During his time as a prisoner, Fisher befriended Colonel Thomas E. Rose as Rose formed a working party with other prisoners in order to break out of the prison. One day at ten in the evening, Fisher and his party crossed the Chickahominy River and passed by the guard at Meadow bridge. On the next day, they hid under a pine thicket several miles beyond the river and would travel at night, avoiding the roads and hid in the thickets and jungles of the Chickahominy swamp during the day. When they reached the vicinity of the White House, a severe snowstorm occurred which caused Fisher and his party to lie for 2 days in order to avoid detection by the Confederates, who were actively searching for the missing men.

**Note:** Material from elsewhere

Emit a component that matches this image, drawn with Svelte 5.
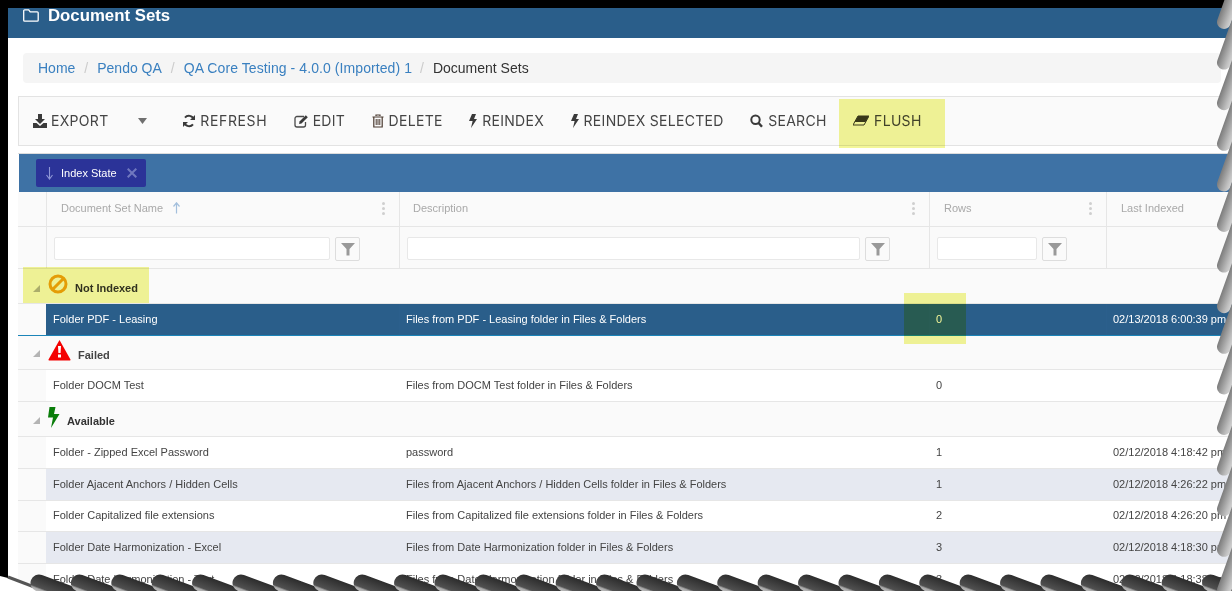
<script>
  const tools = [
    { id: 'refresh', label: 'REFRESH', cls: 'wide' },
    { id: 'edit', label: 'EDIT', cls: 'tight' },
    { id: 'trash', label: 'DELETE', cls: '' },
    { id: 'bolt', label: 'REINDEX', cls: '' },
    { id: 'bolt', label: 'REINDEX SELECTED', cls: '' },
    { id: 'search', label: 'SEARCH', cls: '' },
    { id: 'eraser', label: 'FLUSH', cls: '' }
  ];
  const cols = [
    { name: 'Document Set Name', sort: true, menu: true, filter: true, cls: 'c1' },
    { name: 'Description', menu: true, filter: true, cls: 'c2' },
    { name: 'Rows', menu: true, filter: true, cls: 'c3' },
    { name: 'Last Indexed', cls: 'c4' }
  ];
  const available = [
    ['Folder - Zipped Excel Password', 'password', '1', '02/12/2018 4:18:42 pm', 32],
    ['Folder Ajacent Anchors / Hidden Cells', 'Files from Ajacent Anchors / Hidden Cells folder in Files & Folders', '1', '02/12/2018 4:26:22 pm', 32],
    ['Folder Capitalized file extensions', 'Files from Capitalized file extensions folder in Files & Folders', '2', '02/12/2018 4:26:20 pm', 31],
    ['Folder Date Harmonization - Excel', 'Files from Date Harmonization folder in Files & Folders', '3', '02/12/2018 4:18:30 pm', 32],
    ['Folder Date Harmonization - Text', 'Files from Date Harmonization folder in Files & Folders', '3', '02/12/2018 4:18:38 pm', 32]
  ];
  const rightTeeth = Array.from({ length: 15 }, (_, i) => 28 + i * 40.6);
  const bottomTeeth = Array.from({ length: 30 }, (_, i) => 39 + i * 40.4);
</script>

{#snippet toolIcon(id)}
  {#if id === 'refresh'}
    <svg class="ti" width="14" height="14" viewBox="0 0 14 14"><path d="M11.6 5.2A5 5 0 0 0 3 3.6" fill="none" stroke="#3a3a3a" stroke-width="2"/><path d="M13 1v5H8z" fill="#3a3a3a"/><path d="M2.4 8.8A5 5 0 0 0 11 10.4" fill="none" stroke="#3a3a3a" stroke-width="2"/><path d="M1 13V8h5z" fill="#3a3a3a"/></svg>
  {:else if id === 'edit'}
    <svg class="ti" width="15" height="14" viewBox="0 0 15 14"><path d="M10 2.500H3a2 2 0 0 0-2 2V11a2 2 0 0 0 2 2h6.500a2 2 0 0 0 2-2V8" fill="none" stroke="#4a4a4a" stroke-width="1.300"/><path d="M5.500 7.500 11.800 1.200l2 2L7.500 9.500l-2.400.4z" fill="#3a3a3a"/></svg>
  {:else if id === 'trash'}
    <svg class="ti" width="12" height="14" viewBox="0 0 12 14"><path d="M4 2V1h4v1M.5 3h11M1.800 3.200V13h8.400V3.200" fill="none" stroke="#4a3a30" stroke-width="1.200"/><path d="M4.200 5v6M6 5v6M7.800 5v6" stroke="#4a3a30" stroke-width="1"/></svg>
  {:else if id === 'bolt'}
    <svg class="ti" width="8" height="14" viewBox="0 0 8 14"><path d="M3 0h4L5 5h3L2 14l1.600-7H0z" fill="#3a3a3a"/></svg>
  {:else if id === 'search'}
    <svg class="ti" width="13" height="14" viewBox="0 0 13 14"><circle cx="5.500" cy="5.800" r="4.200" fill="none" stroke="#3a3a3a" stroke-width="2"/><path d="m8.600 9 3.400 3.800" stroke="#3a3a3a" stroke-width="2.400"/></svg>
  {:else if id === 'eraser'}
    <svg class="ti" width="16" height="12" viewBox="0 0 16 12"><path d="M5 1h11L11 10H0z" fill="none" stroke="#3a3a2a" stroke-width="1"/><path d="M5 1h11l-3.500 6H1.600z" fill="#3a3a2a"/></svg>
  {/if}
{/snippet}

{#snippet funnel()}
  <svg width="14" height="14" viewBox="0 0 14 14"><path d="M0 1h14L8.500 7v6.500h-3V7z" fill="#999"/></svg>
{/snippet}

{#snippet row(r, kind)}
  <div class="row data {kind}" style="height:{r[4]}px">
    <div class="gut"></div>
    <div class="cell c1">{r[0]}</div>
    <div class="cell c2">{r[1]}</div>
    <div class="cell c3">{r[2]}</div>
    <div class="cell c4">{r[3]}</div>
  </div>
{/snippet}

{#snippet expander()}
  <svg class="exp" width="7" height="7" viewBox="0 0 7 7"><path d="M7 0v7H0z" fill="#b4b4b4"/></svg>
{/snippet}

<div class="root">
  <div class="page">
    <header class="title">
      <svg width="16" height="13" viewBox="0 0 16 13"><path d="M1.700.8h4l1.500 2h7a1 1 0 0 1 1 1v7.400a1 1 0 0 1-1 1H1.700a1 1 0 0 1-1-1V1.800a1 1 0 0 1 1-1z" fill="none" stroke="#fff" stroke-width="1.300"/></svg>
      <h1>Document Sets</h1>
    </header>

    <nav class="crumbs">
      <a href="#a">Home</a><span class="sep">/</span>
      <a href="#a">Pendo QA</a><span class="sep">/</span>
      <a class="long" href="#a">QA Core Testing - 4.0.0 (Imported) 1</a><span class="sep">/</span>
      <span class="cur">Document Sets</span>
    </nav>

    <div class="toolbar">
      <span class="tool first">
        <svg class="ti" width="14" height="14" viewBox="0 0 14 14"><path d="M5 0h4v5h3L7 10 2 5h3z" fill="#3a3a3a"/><path d="M0 9h3.500L7 12l3.500-3H14v5H0z" fill="#3a3a3a"/></svg>
        EXPORT
      </span>
      <svg class="caret" width="9" height="6" viewBox="0 0 9 6"><path d="M0 0h9L4.500 6z" fill="#6f6f6f"/></svg>
      {#each tools as t}
        <span class="tool {t.cls}">{@render toolIcon(t.id)}{t.label}</span>
      {/each}
    </div>

    <section class="grid">
      <div class="groupbar">
        <div class="chip">
          <svg width="9" height="14" viewBox="0 0 9 14"><path d="M4.500 1v11M1.500 9 4.500 13 7.500 9" fill="none" stroke="#8f97d6" stroke-width="1.100"/></svg>
          <span>Index State</span>
          <svg width="10" height="10" viewBox="0 0 10 10"><path d="m.7.7 8.600 8.600M9.300.7.700 9.300" stroke="#7078bf" stroke-width="2"/></svg>
        </div>
      </div>

      <div class="row headrow">
        <div class="gut"></div>
        {#each cols as c}
          <div class="cell {c.cls}">
            <span>{c.name}</span>
            {#if c.sort}
              <svg class="sort" width="7" height="12" viewBox="0 0 7 12"><path d="M3.500 11.500V1M.5 4.500 3.500.8l3 3.700" fill="none" stroke="#a3bfdc" stroke-width="1.200"/></svg>
            {/if}
            {#if c.menu}<span class="kebab"><i></i><i></i><i></i></span>{/if}
          </div>
        {/each}
      </div>

      <div class="row filterrow">
        <div class="gut"></div>
        {#each cols as c}
          <div class="cell {c.cls}">
            {#if c.filter}
              <input type="text" aria-label={c.name} />
              <button aria-label="Filter">{@render funnel()}</button>
            {/if}
          </div>
        {/each}
      </div>

      <div class="group g1">
        {@render expander()}
        <svg class="gi" width="20" height="20" viewBox="0 0 20 20"><circle cx="10" cy="10" r="8" fill="none" stroke="#f0a30a" stroke-width="3"/><path d="M15.500 4.500 4.500 15.500" stroke="#f0a30a" stroke-width="3"/></svg>
        <b>Not Indexed</b>
      </div>
      {@render row(['Folder PDF - Leasing', 'Files from PDF - Leasing folder in Files & Folders', '0', '02/13/2018 6:00:39 pm', 32], 'selected')}

      <div class="group g2">
        {@render expander()}
        <svg class="gi" width="23" height="22" viewBox="0 0 23 22"><path d="M11.500 1 22.500 20.500a.8.800 0 0 1-.7 1H1.200a.8.800 0 0 1-.7-1z" fill="#f40000"/><path d="M10 7h3l-.4 7h-2.200z" fill="#fff"/><rect x="10" y="15.500" width="3" height="3" fill="#fff"/></svg>
        <b>Failed</b>
      </div>
      {@render row(['Folder DOCM Test', 'Files from DOCM Test folder in Files & Folders', '0', '', 32], 'odd')}

      <div class="group g3">
        {@render expander()}
        <svg class="gi" width="12" height="21" viewBox="0 0 12 21"><path d="M1.500 0h6L6 7h5.500L3 21l2-10.500H0z" fill="#0a7d0a"/></svg>
        <b>Available</b>
      </div>
      {#each available as r, i}
        {@render row(r, i % 2 ? 'even' : 'odd')}
      {/each}
    </section>
  </div>

  <div class="mark m1"></div>
  <div class="mark m2"></div>
  <div class="mark m3"></div>

  <svg class="torn" width="1232" height="591" viewBox="0 0 1232 591" aria-hidden="true">
    <defs>
      <linearGradient id="gr" gradientUnits="userSpaceOnUse" x1="1216" y1="-2" x2="1236" y2="5">
        <stop offset="0" stop-color="#808080"/>
        <stop offset=".45" stop-color="#c0c0c0"/>
        <stop offset="1" stop-color="#ffffff"/>
      </linearGradient>
      <linearGradient id="gb" gradientUnits="userSpaceOnUse" x1="26" y1="17.500" x2="20" y2="33.500">
        <stop offset="0" stop-color="#2c2c2c"/>
        <stop offset=".75" stop-color="#505050"/>
        <stop offset=".85" stop-color="#a8a8a8"/>
        <stop offset="1" stop-color="#bcbcbc"/>
      </linearGradient>
    </defs>
    <path d="M0 576 8 578 42 591H0z" fill="#fff"/>
    <path d="M8 577 42 590" stroke="#555" stroke-width="3"/>
    {#each bottomTeeth as x}
      <g transform="translate({x} 566)">
        <line x1="0" y1="17" x2="46" y2="34" stroke="url(#gb)" stroke-width="17" stroke-linecap="round" />
      </g>
    {/each}
    {#each rightTeeth as y}
      <g transform="translate(0 {y})">
        <line x1="1224" y1="-6" x2="1239" y2="-48" stroke="url(#gr)" stroke-width="14" stroke-linecap="round"/>
      </g>
    {/each}
  </svg>
</div>

<style>
  :global(body) { margin: 0; background: #000; }
  .root {
    position: relative; width: 1232px; height: 591px; overflow: hidden;
    background: #000; padding: 8px 0 0 8px; box-sizing: border-box;
    font-family: "Liberation Sans", Arial, sans-serif; color: #333;
  }
  .page { background: #fff; height: 583px; width: 1240px; }
  .title {
    height: 30px; background: #2a5e8a; color: #fff; display: flex; align-items: flex-start;
    padding-left: 15px; gap: 9px; box-sizing: border-box;
  }
  .title svg { margin-top: 1px; }
  .title h1 { margin: 0; font-size: 16.800px; line-height: 16px; font-weight: bold; }
  .crumbs {
    margin: 15px 0 0 15px; width: 1198px; height: 30px; background: #f5f5f5; border-radius: 4px;
    display: flex; align-items: center; padding-left: 15px; box-sizing: border-box; font-size: 14px;
  }
  .crumbs a { color: #3a80c0; text-decoration: none; }
  .crumbs .long { letter-spacing: .08px; }
  .sep { color: #ccc; margin: 0 9px; }
  .crumbs .long + .sep { margin: 0 9px 0 8px; }
  .cur { color: #333; }
  .toolbar {
    margin: 13px 0 0 10px; width: 1230px; height: 50px; box-sizing: border-box;
    background: #fafafa; border: 1px solid #e3e3e3; display: flex; align-items: center;
    padding-left: 14px; font-family: Inter, "Liberation Sans", sans-serif; font-size: 14px; color: #444;
    gap: 26.400px; letter-spacing: .31px; padding-bottom: 1px;
  }
  .tool { display: inline-flex; align-items: center; gap: 5px; white-space: nowrap; }
  .tool.first { gap: 4px; }
  .tool.wide { gap: 4px; letter-spacing: .63px; }
  .tool.tight { gap: 4px; }
  .ti { flex: none; }
  .caret { margin: 0 8.500px 0 3.500px; }
  .grid { margin: 7px 0 0 10px; width: 1230px; border-top: 1px solid #ddd; }
  .groupbar {
    height: 38px; background: #3e72a5; margin-left: 1px; padding: 5px 0 0 17px; box-sizing: border-box;
  }
  .chip {
    width: 110px; height: 28px; background: #2b3398; border-radius: 2px; display: flex; align-items: center;
    padding-left: 9px; box-sizing: border-box; color: #fff; font-size: 11px;
  }
  .chip span { margin: 0 10px 0 7px; white-space: nowrap; }
  .row {
    display: grid; grid-template-columns: 29px 353px 530px 177px 1fr;
    box-sizing: border-box; border-bottom: 1px solid #e6e6e6; font-size: 11px; color: #444;
  }
  .row.data { grid-template-columns: 28px 354px 530px 177px 1fr; }
  .gut { background: #fafafa; }
  .cell { display: flex; align-items: center; white-space: nowrap; overflow: hidden; box-sizing: border-box; }
  .data .cell { padding: 0 0 2px 6px; }
  .data .c1 { padding-left: 7px; }
  .headrow { height: 35px; background: #fafafa; }
  .headrow .gut, .filterrow .gut { border-right: 1px solid #e6e6e6; }
  .headrow .cell { color: #a9a9a9; padding: 0 0 2px 14px; border-right: 1px solid #e6e6e6; }
  .headrow .c2 { padding-left: 13px; }
  .sort { margin-left: 10px; }
  .kebab { margin-left: auto; margin-right: 14px; display: flex; flex-direction: column; gap: 2px; }
  .kebab i { width: 3px; height: 3px; background: #cfcfcf; border-radius: 50%; display: block; }
  .filterrow { height: 42px; background: #fafafa; }
  .filterrow .cell { border-right: 1px solid #e6e6e6; padding: 2px 0 0 7px; }
  .filterrow input {
    height: 23px; box-sizing: border-box; border: 1px solid #e8e8e8; border-radius: 2px; background: #fff; padding: 0;
    flex: none; outline: none;
  }
  .filterrow .c1 input { width: 276px; }
  .filterrow .c2 input { width: 453px; }
  .filterrow .c3 input { width: 100px; }
  .filterrow button {
    width: 25px; height: 24px; margin-left: 5px; background: #fafafa; border: 1px solid #ddd; border-radius: 2px; padding: 0;
    display: flex; align-items: center; justify-content: center; flex: none;
  }
  .group {
    background: #fafafa; border-bottom: 1px solid #e6e6e6; display: flex; align-items: center; box-sizing: border-box;
    padding-left: 15px; font-size: 11px; color: #333;
  }
  .group b { font-weight: bold; }
  .exp { flex: none; margin-right: 8px; }
  .g1 { height: 35px; }
  .g1 .gi { margin: -5px 7px 0 0; }
  .g1 b { margin-top: 3px; }
  .g1 .exp { margin-top: 4px; }
  .g2 { height: 34px; }
  .g2 .gi { margin: -6px 7px 0 0; }
  .g2 b { margin-top: 5px; color: #444; }
  .g2 .exp { margin-top: 1px; }
  .g3 { height: 35px; }
  .g3 .gi { margin: -3px 7px 0 0; }
  .g3 b { margin-top: 3px; }
  .g3 .exp { margin-top: 2px; }
  .selected { background: #2a5e8a; color: #fff; border-bottom: 1px solid #1b84b8; }
  .selected .cell { border-right: 1px solid #2b5f8c; }
  .odd { background: #fff; }
  .even { background: #e6e9f1; }
  .mark { position: absolute; background: #f3f698; mix-blend-mode: multiply; }
  .m1 { left: 839px; top: 99px; width: 106px; height: 49px; }
  .m2 { left: 23px; top: 267px; width: 126px; height: 36px; }
  .m3 { left: 904px; top: 293px; width: 62px; height: 51px; }
  .torn { position: absolute; left: 0; top: 0; pointer-events: none; }
</style>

On the evening of 18 February, Fisher's party were caught by a Confederate search party and fighting broke out with Fisher merely escaping out of sheer determination through the thickets and swamps and arriving on Williamsburg, Virginia, on 21 February along with some other party members that followed Fisher. They were shortly then rescued by Benjamin Butler's cavalry who were searching for the escapees. For his services during the break out, Fisher was promoted to Major of the Signal Corps and reassigned as the Chief Signal Officer of the United States Army, relieving William J. L. Nicodemus.

===Later years===
His post war life consisted of Fisher continuing his legal career in Philadelphia, going as far as becoming a registrar of Pennsylvania's 3rd congressional district. He died on Valley Forge at the Schuylkill.